Sunday, February 10, 2013

The Next Big Thing

So I've been tagged by my dear Sarah Fox to participate in The Next Big Thing, which is a kind of self-interview project for writers that's filtering through the internets. I get tagged, write responses to a series of standard questions, then tag a gang of writers to keep the ball in the air. Seemed like a good reason to dust off the blog and dive in.


1. What is the working title of the book?

I'm just wrapping up a book of poems I've called "World of Claws." 

2. Where did the idea come from for the book?

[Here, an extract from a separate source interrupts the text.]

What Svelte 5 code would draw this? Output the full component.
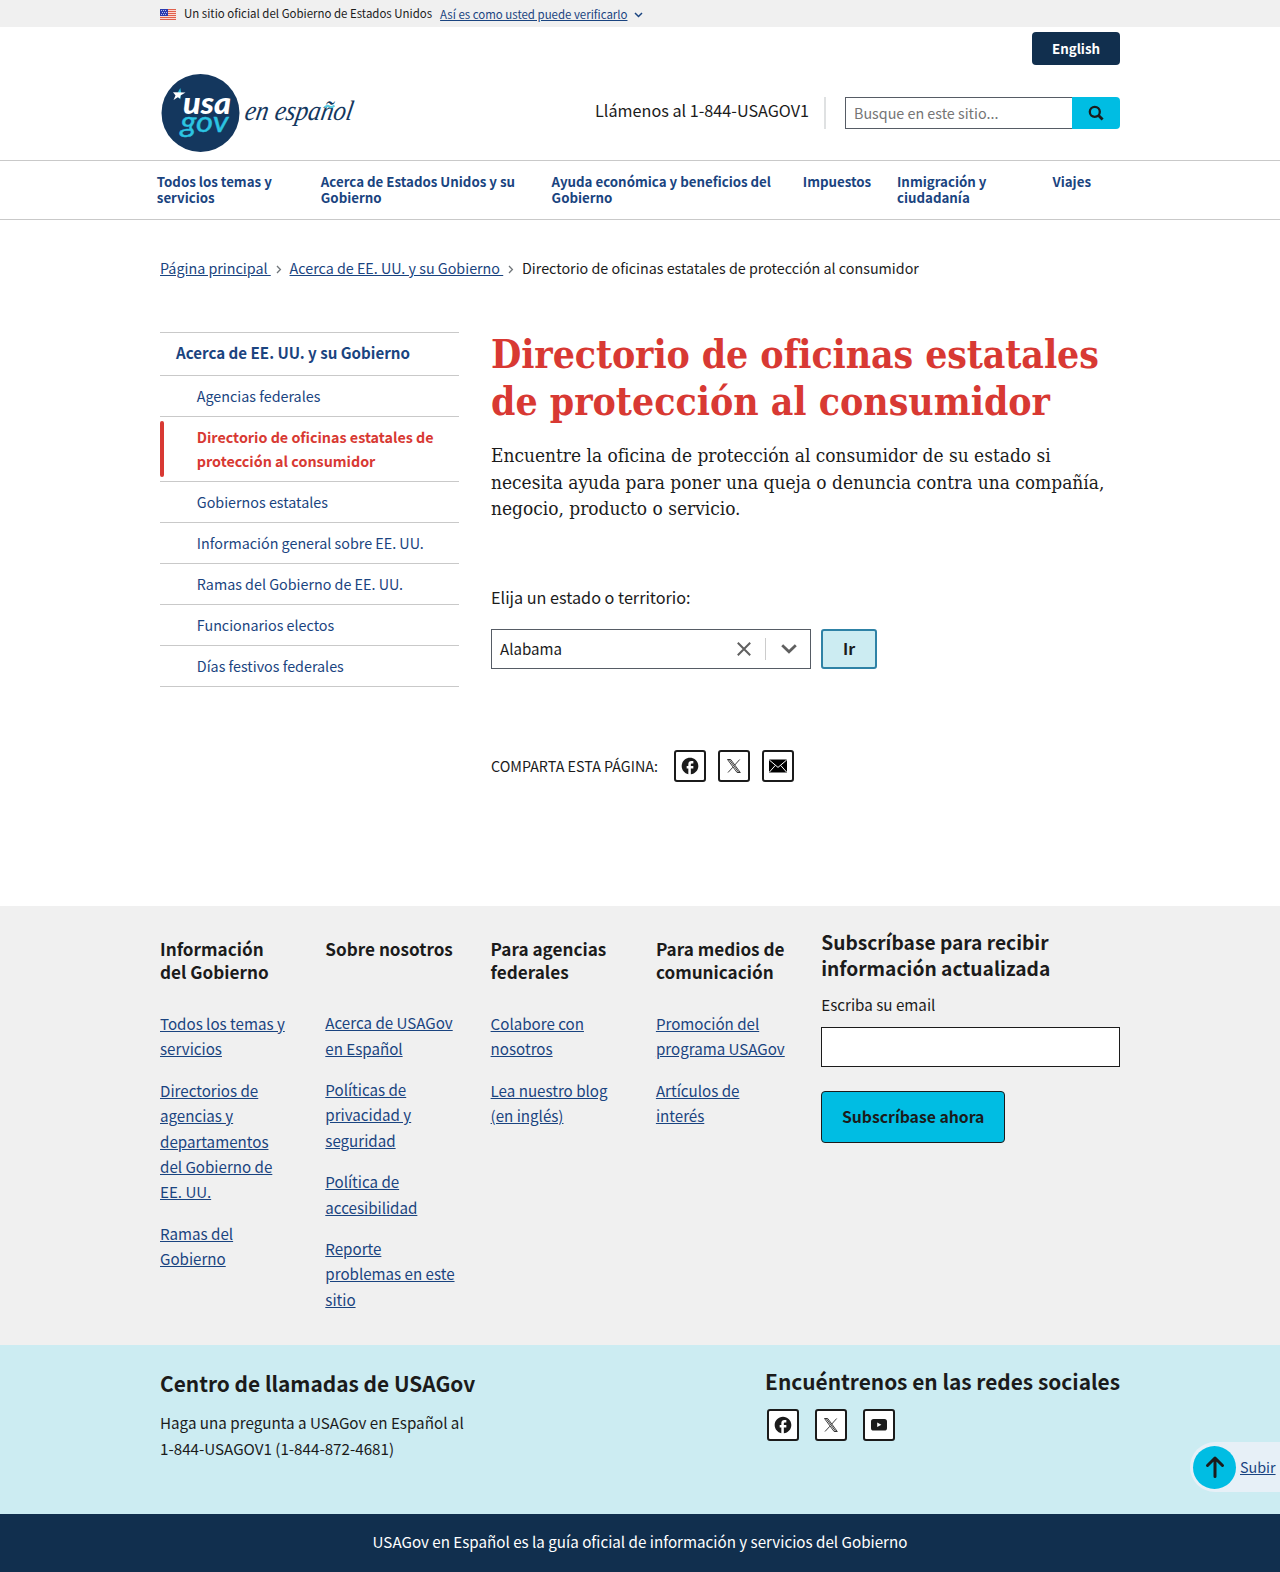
<script>
  const nav = [
    'Todos los temas y\nservicios',
    'Acerca de Estados Unidos y su\nGobierno',
    'Ayuda económica y beneficios del\nGobierno',
    'Impuestos',
    'Inmigración y\nciudadanía',
    'Viajes'
  ];
  const side = [
    { label: 'Agencias federales' },
    { label: 'Directorio de oficinas estatales de\nprotección al consumidor', current: true },
    { label: 'Gobiernos estatales' },
    { label: 'Información general sobre EE. UU.' },
    { label: 'Ramas del Gobierno de EE. UU.' },
    { label: 'Funcionarios electos' },
    { label: 'Días festivos federales' }
  ];
  const columns = [
    {
      title: 'Información\ndel Gobierno',
      links: [
        'Todos los temas y\nservicios',
        'Directorios de\nagencias y\ndepartamentos\ndel Gobierno de\nEE. UU.',
        'Ramas del\nGobierno'
      ]
    },
    {
      title: 'Sobre nosotros',
      links: [
        'Acerca de USAGov\nen Español',
        'Políticas de\nprivacidad y\nseguridad',
        'Política de\naccesibilidad',
        'Reporte\nproblemas en este\nsitio'
      ]
    },
    { title: 'Para agencias\nfederales', links: ['Colabore con\nnosotros', 'Lea nuestro blog\n(en inglés)'] },
    { title: 'Para medios de\ncomunicación', links: ['Promoción del\nprograma USAGov', 'Artículos de\ninterés'] }
  ];
</script>

{#snippet icon(name)}
  {#if name === 'facebook'}
    <svg width="20" height="20" viewBox="0 0 24 24">
      <path fill="#1b1b1b" d="M22 12c0-5.52-4.48-10-10-10S2 6.48 2 12c0 4.84 3.44 8.87 8 9.8V15H8v-3h2V9.5C10 7.57 11.57 6 13.5 6H16v3h-2c-.55 0-1 .45-1 1v2h3v3h-3v6.95c5.05-.5 9-4.76 9-9.95z" />
    </svg>
  {:else if name === 'x'}
    <svg width="16" height="16" viewBox="0 0 16 16" fill="none" stroke="#1b1b1b" stroke-width=".85">
      <path d="M1.5 1.5h3.2l9.6 13h-3.2zM3.2 1.5l9.6 13M13.7 1.5 8.6 7.2M6.9 9.2 2 14.5" />
    </svg>
  {:else if name === 'mail'}
    <svg width="18" height="14" viewBox="0 0 18 14">
      <rect width="18" height="13" y=".5" rx=".6" fill="#000" />
      <path d="M.3 1 9 8.4 17.7 1M.3 13.2 6.3 6.4M17.7 13.2 11.7 6.4" fill="none" stroke="#fff" stroke-width="1" />
    </svg>
  {:else}
    <svg width="16" height="12" viewBox="0 0 16 12">
      <rect width="16" height="11.5" rx="2.6" fill="#1b1b1b" />
      <path d="M6.2 3.4v4.7l4.2-2.35z" fill="#fff" />
    </svg>
  {/if}
{/snippet}

<div class="banner">
  <svg class="flag" width="16" height="11" viewBox="0 0 16 11">
    <rect width="16" height="11" fill="#fbd9d2" />
    <path d="M0 .5h16M0 2.5h16M0 4.5h16M0 6.5h16M0 8.5h16M0 10.5h16" stroke="#e0604c" />
    <rect width="8" height="7" fill="#2c3bb0" />
    <path d="M1 1.500h6M2 3.500h5M1 5.500h6" stroke="#b9bfec" stroke-dasharray="1 1" />
  </svg>
  <span>Un sitio oficial del Gobierno de Estados Unidos</span>
  <a class="verify" href="#verificar">Así es como usted puede verificarlo</a>
  <svg class="caret" width="9" height="6" viewBox="0 0 9 6"><path d="m1 1 3.500 3.500L8 1" fill="none" stroke="#1a4480" stroke-width="1.500" /></svg>
</div>

<header>
  <svg class="logo" width="200" height="80" viewBox="0 0 200 80">
    <circle cx="40.5" cy="40" r="39" fill="#14375e" />
    <path d="m17.500 20 2.800-5 .8 4.500-.8 7-2.500-3z" fill="#2cc4e2" />
    <path d="m13 19.300 12.500.3-5 2.800-.4 3.200-2.300-1.400-4.300 2.800 2-4.400z" fill="#fff" />
    <text class="usa" x="23" y="41" textLength="48" lengthAdjust="spacingAndGlyphs">usa</text>
    <text class="gov" x="20.500" y="58.500" textLength="48" lengthAdjust="spacingAndGlyphs">gov</text>
    <text class="script" x="85" y="47" textLength="108" lengthAdjust="spacingAndGlyphs">en español</text>
    <path d="M164.500 34.500q3-2.600 5-1t5-1" fill="none" stroke="#5ccbe0" stroke-width="2" />
  </svg>
  <div class="tools">
    <a class="english" href="#en">English</a>
    <div class="contact">
      <span class="call">Llámenos al 1-844-USAGOV1</span>
      <form class="search">
        <input placeholder="Busque en este sitio..." aria-label="Buscar" />
        <button type="button" aria-label="Buscar">
          <svg width="16" height="16" viewBox="0 0 16 16" fill="none" stroke="#1b1b1b"><circle cx="6.800" cy="6.800" r="5" stroke-width="2.300" /><path d="m10.300 10.300 4.300 4.300" stroke-width="2.800" /></svg>
        </button>
      </form>
    </div>
  </div>
</header>

<nav class="main-nav">
  {#each nav as item}<a href="#nav">{item}</a>{/each}
</nav>

<nav class="crumbs">
  <a href="#inicio">Página principal&nbsp;</a>
  <svg width="6" height="9" viewBox="0 0 6 9"><path d="m1 1 3.400 3.500L1 8" fill="none" stroke="#71767a" stroke-width="1.300" /></svg>
  <a href="#acerca">Acerca de EE. UU. y su Gobierno&nbsp;</a>
  <svg width="6" height="9" viewBox="0 0 6 9"><path d="m1 1 3.400 3.500L1 8" fill="none" stroke="#71767a" stroke-width="1.300" /></svg>
  <span>Directorio de oficinas estatales de protección al consumidor</span>
</nav>

<main>
  <aside>
    <a class="side-title" href="#acerca">Acerca de EE. UU. y su Gobierno</a>
    {#each side as item}
      <a class="side-item" class:current={item.current} href="#seccion">{item.label}</a>
    {/each}
  </aside>
  <article>
    <h1><span>Directorio de oficinas estatales</span><br />de protección al consumidor</h1>
    <p class="intro">Encuentre la oficina de protección al consumidor de su estado si<br />necesita ayuda para poner una queja o denuncia contra una compañía,<br />negocio, producto o servicio.</p>
    <div class="label">Elija un estado o territorio:</div>
    <div class="picker">
      <div class="select">
        <span>Alabama</span>
        <svg width="14" height="14" viewBox="0 0 14 14"><path d="m.8.8 12.400 12.400M13.200.8.8 13.200" stroke="#606060" stroke-width="2" /></svg>
        <i></i>
        <svg width="16" height="10" viewBox="0 0 16 10"><path d="m1.200 1.300 6.800 6.500 6.800-6.500" fill="none" stroke="#606060" stroke-width="2.800" /></svg>
      </div>
      <button class="go" type="button">Ir</button>
    </div>
    <div class="share">
      <span>COMPARTA ESTA PÁGINA:</span>
      {#each ['facebook', 'x', 'mail'] as name}<a class="square" href="#compartir" aria-label={name}>{@render icon(name)}</a>{/each}
    </div>
  </article>
</main>

<footer>
  <div class="links">
    {#each columns as col}
      <section>
        <h3>{col.title}</h3>
        {#each col.links as link}<p><a href="#pie">{link}</a></p>{/each}
      </section>
    {/each}
    <section class="subscribe">
      <h2>{'Subscríbase para recibir\ninformación actualizada'}</h2>
      <label for="email">Escriba su email</label>
      <input id="email" />
      <button type="button">Subscríbase ahora</button>
    </section>
  </div>
  <div class="help">
    <section>
      <h2>Centro de llamadas de USAGov</h2>
      <p>Haga una pregunta a USAGov en Español al<br />1-844-USAGOV1 (1-844-872-4681)</p>
    </section>
    <section class="social">
      <h2>Encuéntrenos en las redes sociales</h2>
      <div class="squares">
        {#each ['facebook', 'x', 'youtube'] as name}<a class="square" href="#red" aria-label={name}>{@render icon(name)}</a>{/each}
      </div>
    </section>
  </div>
  <div class="tagline">USAGov en Español es la guía oficial de información y servicios del Gobierno</div>
</footer>

<a class="top" href="#top">
  <b><svg width="20" height="24" viewBox="0 0 20 24"><path d="M10 21.500V3M2.500 10.500 10 3l7.500 7.500" fill="none" stroke="#1b1b1b" stroke-width="3" stroke-linecap="round" stroke-linejoin="round" /></svg></b>
  <span>Subir</span>
</a>

<style>
  :global(body) {
    background: #fff;
    color: #1b1b1b;
    font-family: 'Noto Sans CJK SC', 'Noto Sans', sans-serif;
    font-size: 14.32px;
  }
  :global(*) { box-sizing: border-box; }
  a { color: #1a4480; }
  svg { display: block; flex: none; }
  input, button { font: inherit; color: inherit; margin: 0; }
  h1, h2, h3, p { margin: 0; }

  .banner {
    height: 27px;
    padding: 0 160px;
    display: flex;
    align-items: flex-start;
    background: #f0f0f0;
    font-size: 11.46px;
    line-height: 26px;
  }
  .flag { margin: 9px 8px 0 0; }
  .verify { margin: 1px 0 0 8px; }
  .caret { margin: 12px 0 0 7px; }

  header {
    height: 133px;
    padding: 0 160px;
    display: flex;
    justify-content: space-between;
  }
  .logo { margin-top: 46px; overflow: visible; }
  .usa, .gov { font-family: Lato, sans-serif; font-style: italic; font-weight: 900; font-size: 31px; fill: #fff; }
  .gov { font-weight: 400; font-size: 29.500px; fill: #2cc4e2; stroke: #2cc4e2; stroke-width: .4; }
  .script { font-family: 'Liberation Serif', serif; font-style: italic; font-size: 28px; fill: #14375e; transform: translateX(7px) skewX(-10deg); }
  .tools { display: flex; flex-direction: column; align-items: flex-end; }
  .english {
    margin-top: 5px;
    width: 88px;
    height: 33px;
    border-radius: 4px;
    background: #112f4e;
    color: #fff;
    font-weight: 700;
    font-size: 13.35px;
    line-height: 33px;
    text-align: center;
    text-decoration: none;
  }
  .contact { display: flex; margin-top: 32px; height: 32px; }
  .call { font-size: 16.19px; line-height: 27px; padding-right: 15px; border-right: 2px solid #dfe1e2; margin-right: 19px; }
  .search { display: flex; }
  .search input {
    width: 227px;
    height: 32px;
    padding: 0 0 2px 8px;
    border: 1px solid #565c65;
    border-right: 0;
    border-radius: 0;
    background: #fff;
  }
  .search input::placeholder { color: #757575; }
  .search button {
    width: 48px;
    padding: 0;
    display: grid;
    place-items: center;
    border: 0;
    border-radius: 0 4px 4px 0;
    background: #00bde3;
  }

  .main-nav {
    height: 60px;
    padding: 12.500px 0 0 156.800px;
    display: grid;
    grid-template-columns: 164px 230.800px 251.200px 94.200px 155.500px 1fr;
    border-top: 1px solid #c9c9c9;
    border-bottom: 1px solid #c9c9c9;
  }
  .main-nav a { font-size: 13.3px; font-weight: 700; line-height: 16px; text-decoration: none; white-space: pre; }

  .crumbs { display: flex; align-items: center; height: 24px; margin: 36px 160px 0; line-height: 24px; white-space: pre; }
  .crumbs svg { margin: 3px 7.800px 0 5px; }

  main { display: flex; gap: 32px; height: 574px; padding: 0 160px; margin-top: 52px; }
  aside { width: 299px; }
  aside a { display: block; text-decoration: none; white-space: pre; border-bottom: 1px solid #c9c9c9; }
  .side-title { border-top: 1px solid #c9c9c9; height: 44px; padding-left: 16px; font-weight: 700; font-size: 15.14px; line-height: 39px; }
  .side-item { padding: 8px 0 8px 36.800px; line-height: 24px; position: relative; }
  .current { color: #d83933; font-weight: 700; }
  .current::before { content: ''; position: absolute; left: 0; top: 4px; bottom: 4px; width: 4px; border-radius: 2px; background: #d83933; }

  h1, .intro { font-family: 'DejaVu Serif Condensed', 'DejaVu Serif', serif; font-stretch: condensed; font-variant-ligatures: none; white-space: nowrap; }
  h1 { margin-top: -1px; color: #d83933; font-size: 38.800px; font-weight: 700; line-height: 47px; }
  h1 span { letter-spacing: -.1px; }
  .intro { margin-top: 17px; font-size: 18.950px; line-height: 26.500px; }
  .label { margin-top: 61px; font-size: 16.190px; line-height: 28px; }
  .picker { display: flex; gap: 10px; margin-top: 18px; height: 40px; }
  .select { width: 320px; border: 1px solid #565c65; display: flex; align-items: center; padding: 0 13px 0 8px; }
  .select span { flex: 1; font-size: 15.1px; line-height: 36px; padding-bottom: 2px; }
  .select i { width: 1px; height: 22px; margin: 0 15px 0 14px; background: #ccc; }
  .go { width: 56px; padding: 0; border: 2px solid #2e82a6; border-radius: 3px; background: #ccecf2; font-size: 15.9px; font-weight: 700; line-height: 34px; }
  .share { display: flex; align-items: center; margin-top: 81px; height: 32px; }
  .share span { width: 171px; }
  .share .square { margin-left: 12px; }
  .square { width: 32px; height: 32px; display: grid; place-items: center; border: 2px solid #1b1b1b; border-radius: 3px; background: #fff; }

  .links {
    height: 439px;
    padding: 0 160px;
    display: grid;
    grid-template-columns: repeat(4, 165.300px) 1fr;
    background: #f0f0f0;
  }
  .links section { padding-top: 31px; }
  h3 { height: 73.900px; font-size: 17.150px; line-height: 23px; white-space: pre; }
  .links section:nth-child(2) h3 { height: 73.200px; }
  .links p { font-size: 15.140px; line-height: 25.400px; white-space: pre; margin-bottom: 16px; }
  .links .subscribe { padding-top: 23px; width: 299px; }
  .subscribe h2 { font-size: 19.200px; line-height: 26px; white-space: pre; }
  .subscribe label { display: block; margin-top: 10px; font-size: 15.200px; line-height: 26px; }
  .subscribe input { display: block; margin-top: 10px; width: 299px; height: 40px; border: 1px solid #1b1b1b; background: #fff; }
  .subscribe button { margin-top: 24px; width: 184px; height: 52px; padding: 0 0 2px; border: 1px solid #1b1b1b; border-radius: 4px; background: #00bde3; font-size: 15.750px; font-weight: 700; }

  .help { height: 169px; padding: 0 160px; display: flex; justify-content: space-between; background: #ccecf2; white-space: nowrap; }
  .help h2 { font-size: 20.870px; line-height: 32px; margin-top: 22px; }
  .help p { font-size: 15.200px; line-height: 25.600px; margin-top: 11.300px; }
  .help .social h2 { margin-top: 20px; }
  .squares { display: flex; gap: 16px; padding-left: 2px; margin-top: 12px; }
  .tagline { height: 58px; background: #112f4e; color: #fff; font-size: 15.160px; line-height: 55px; text-align: center; }

  .top {
    position: fixed;
    right: 0;
    bottom: 80px;
    width: 90px;
    height: 50px;
    padding-left: 3px;
    display: flex;
    align-items: center;
    gap: 4px;
    border-radius: 25px 0 0 25px;
    background: #e7f0f7;
  }
  .top span { padding-bottom: 2px; }
  .top b { width: 43px; height: 43px; border-radius: 50%; background: #00bde3; display: grid; place-items: center; }
</style>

I guess the idea or the inspiration for the book came from a constellation of occurrences and circumstances over a relatively concentrated period of time. In February 2012 my parents visited Germany. They had been to Kassel a few times, so we chose to spend a week in Berlin. One day, after a long walk, we tucked into a beer hall to unwind. My father is recently retired and he has been taking up various projects (gardening, etc.) to occupy his time. One of these projects includes investigating his family history. This led he and my mother into a long series of stories about my family and my parents which I had never heard. I'm not a very nostalgic person, but the light in this room and the kind of unscripted outpouring from my folks really got to me. These stories collided with questions and concerns about my own family, how families are constituted, by whom, and so on. I went home and took notes. I revisited a series of loose sonnets exploring domesticity, and they seemed to resonate with the family poems.  At the time I was also keeping a dream journal, elements of which became part of the book. I guess the central event of the book is a long sequence (a daybook) composed around the art exhibition documenta 13, which was held in Kassel from June-September 2012. Between the visitors, the art itself, my wife's time traveling and my own time taking the exhibition in almost daily, I was able to build a construct of responses, thefts, implosions, ignorances, misinterpretations, etc. Once I had these different elements, it all came together rather quickly.

3. What genre does your book fall under?

Poetry, I would say. It definitely falls under.

4. What actors would you choose to play the part of your characters in a movie rendition?

I think using unknown actors would achieve the desired effect, which is to render an unknowable life.

5. What is the one sentence synopsis of your book?

"I would like to wander / amid the heavens’ explosions / a mountainous country’s / nomadic art immaterial / if learned by heart"

or maybe:

"Boy meets art."

6. How long did it take you to write the first draft of the manuscript?

Once I had all the notes, it took me two months to draft it and sequence it. This book flew together in a flurry, as if it wrote itself. I barely knew what happened. By comparison, my last book took about five years. 

7. Who or what inspired you to write this book?

Who? well, my parents (see question #1 above). my wife and all our kids. All the people who visited during documenta (Sarah Fox, John Colburn, Donna Stonecipher, Joao Enxuto, Erica Love, Susan Bernofsky, Laja Field, Christian Hawkey, Uljana Wolf, Madeline Stillwell, Marleen Knipping, Bärbel Tischleder, Jason Jacobs, Ekaterine Giorgadze, Jose Marin, Eva Mohn, Emily Dreyfus, Rachel Levitsky, et. al.).

What? getting older. my bicycle. the weather. stress. documenta. 

8. What else about your book might pique the reader’s interest?

There are no lies to be found in it, but it might be fun to look for them.

9. Will your book be self-published or represented by an agency?

Neither.  The Documenta Daybook section will be published as a chapbook in March. The manuscript itself is making the rounds. My first book, Some Animals, comes out from JackLeg Press in spring 2014.

I've tagged Gregg Wagner, Jenny Browne, Chris Hosea, and Michael Meier.